**What you will do**
Track down every line below that holds "components" and copy it.

**Provided data**
════════
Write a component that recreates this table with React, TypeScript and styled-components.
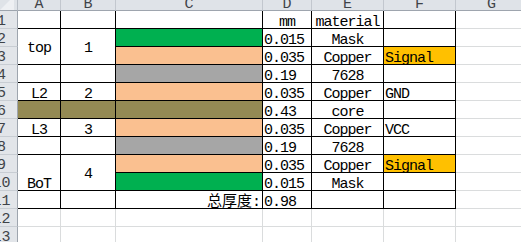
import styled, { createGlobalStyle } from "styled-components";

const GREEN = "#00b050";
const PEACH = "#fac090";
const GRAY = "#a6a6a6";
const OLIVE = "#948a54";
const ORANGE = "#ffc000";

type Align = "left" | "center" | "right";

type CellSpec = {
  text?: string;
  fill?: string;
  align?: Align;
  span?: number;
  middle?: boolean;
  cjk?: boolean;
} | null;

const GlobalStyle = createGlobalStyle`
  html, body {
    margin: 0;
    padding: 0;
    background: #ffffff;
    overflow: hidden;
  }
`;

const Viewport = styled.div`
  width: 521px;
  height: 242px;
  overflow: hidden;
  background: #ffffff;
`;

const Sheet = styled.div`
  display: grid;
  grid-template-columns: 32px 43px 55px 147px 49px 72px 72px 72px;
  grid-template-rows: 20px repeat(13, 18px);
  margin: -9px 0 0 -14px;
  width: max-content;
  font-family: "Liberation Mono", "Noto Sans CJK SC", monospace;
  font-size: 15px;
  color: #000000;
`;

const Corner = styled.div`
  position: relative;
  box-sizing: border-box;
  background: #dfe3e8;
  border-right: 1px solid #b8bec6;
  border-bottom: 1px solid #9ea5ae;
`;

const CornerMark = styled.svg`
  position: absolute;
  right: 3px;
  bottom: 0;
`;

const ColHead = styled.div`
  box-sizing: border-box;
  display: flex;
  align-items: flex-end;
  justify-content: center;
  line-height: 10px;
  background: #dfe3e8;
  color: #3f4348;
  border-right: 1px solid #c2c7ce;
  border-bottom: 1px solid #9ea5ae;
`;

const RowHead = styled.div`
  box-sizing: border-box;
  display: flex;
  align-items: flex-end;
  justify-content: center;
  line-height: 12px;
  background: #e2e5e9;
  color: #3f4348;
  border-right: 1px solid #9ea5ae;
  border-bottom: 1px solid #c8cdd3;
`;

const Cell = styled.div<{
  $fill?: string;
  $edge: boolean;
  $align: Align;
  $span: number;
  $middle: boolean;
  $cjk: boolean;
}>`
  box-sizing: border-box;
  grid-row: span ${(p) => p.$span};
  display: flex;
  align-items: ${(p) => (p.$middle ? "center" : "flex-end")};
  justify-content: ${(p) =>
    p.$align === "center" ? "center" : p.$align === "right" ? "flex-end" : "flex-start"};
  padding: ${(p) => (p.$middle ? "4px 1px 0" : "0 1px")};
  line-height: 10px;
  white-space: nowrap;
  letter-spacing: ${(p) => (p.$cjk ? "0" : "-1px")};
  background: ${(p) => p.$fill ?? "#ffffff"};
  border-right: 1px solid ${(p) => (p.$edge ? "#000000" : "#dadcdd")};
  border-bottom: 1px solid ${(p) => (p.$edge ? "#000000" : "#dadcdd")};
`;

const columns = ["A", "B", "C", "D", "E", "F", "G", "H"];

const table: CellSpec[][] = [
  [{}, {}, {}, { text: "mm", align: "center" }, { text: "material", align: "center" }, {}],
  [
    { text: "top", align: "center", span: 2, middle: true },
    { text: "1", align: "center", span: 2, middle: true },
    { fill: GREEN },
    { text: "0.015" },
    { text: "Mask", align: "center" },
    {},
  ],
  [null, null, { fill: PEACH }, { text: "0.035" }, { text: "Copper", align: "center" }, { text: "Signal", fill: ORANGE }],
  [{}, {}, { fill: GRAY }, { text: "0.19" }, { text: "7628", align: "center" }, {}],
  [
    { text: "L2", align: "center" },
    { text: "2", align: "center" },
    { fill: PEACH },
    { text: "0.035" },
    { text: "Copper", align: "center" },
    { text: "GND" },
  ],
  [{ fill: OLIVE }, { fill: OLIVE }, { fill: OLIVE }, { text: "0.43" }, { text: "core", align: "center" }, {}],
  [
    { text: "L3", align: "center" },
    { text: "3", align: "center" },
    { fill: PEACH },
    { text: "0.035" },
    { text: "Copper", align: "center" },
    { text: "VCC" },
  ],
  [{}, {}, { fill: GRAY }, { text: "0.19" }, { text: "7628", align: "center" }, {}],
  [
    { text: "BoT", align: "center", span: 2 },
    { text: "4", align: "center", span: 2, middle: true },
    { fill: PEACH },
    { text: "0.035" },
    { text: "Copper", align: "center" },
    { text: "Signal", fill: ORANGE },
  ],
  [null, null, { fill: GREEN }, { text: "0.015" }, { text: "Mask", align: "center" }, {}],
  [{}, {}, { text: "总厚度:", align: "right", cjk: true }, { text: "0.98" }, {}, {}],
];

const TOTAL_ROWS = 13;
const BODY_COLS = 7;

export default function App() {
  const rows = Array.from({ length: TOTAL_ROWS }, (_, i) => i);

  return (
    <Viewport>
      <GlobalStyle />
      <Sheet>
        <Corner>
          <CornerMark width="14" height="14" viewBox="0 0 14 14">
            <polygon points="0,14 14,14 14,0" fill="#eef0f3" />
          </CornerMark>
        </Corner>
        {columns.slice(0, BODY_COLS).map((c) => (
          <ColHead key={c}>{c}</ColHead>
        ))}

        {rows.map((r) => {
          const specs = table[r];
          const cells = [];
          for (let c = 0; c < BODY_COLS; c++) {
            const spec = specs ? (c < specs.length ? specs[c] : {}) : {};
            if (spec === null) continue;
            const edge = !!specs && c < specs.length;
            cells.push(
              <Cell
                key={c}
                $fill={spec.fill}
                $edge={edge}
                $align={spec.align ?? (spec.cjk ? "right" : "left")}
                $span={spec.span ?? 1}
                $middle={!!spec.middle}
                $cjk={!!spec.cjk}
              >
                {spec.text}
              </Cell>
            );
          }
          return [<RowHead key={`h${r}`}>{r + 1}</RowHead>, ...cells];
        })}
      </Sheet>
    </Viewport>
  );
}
════════
**Answer for the task**
Write a component that recreates this table with React, TypeScript and styled-components.
import styled, { createGlobalStyle } from "styled-components";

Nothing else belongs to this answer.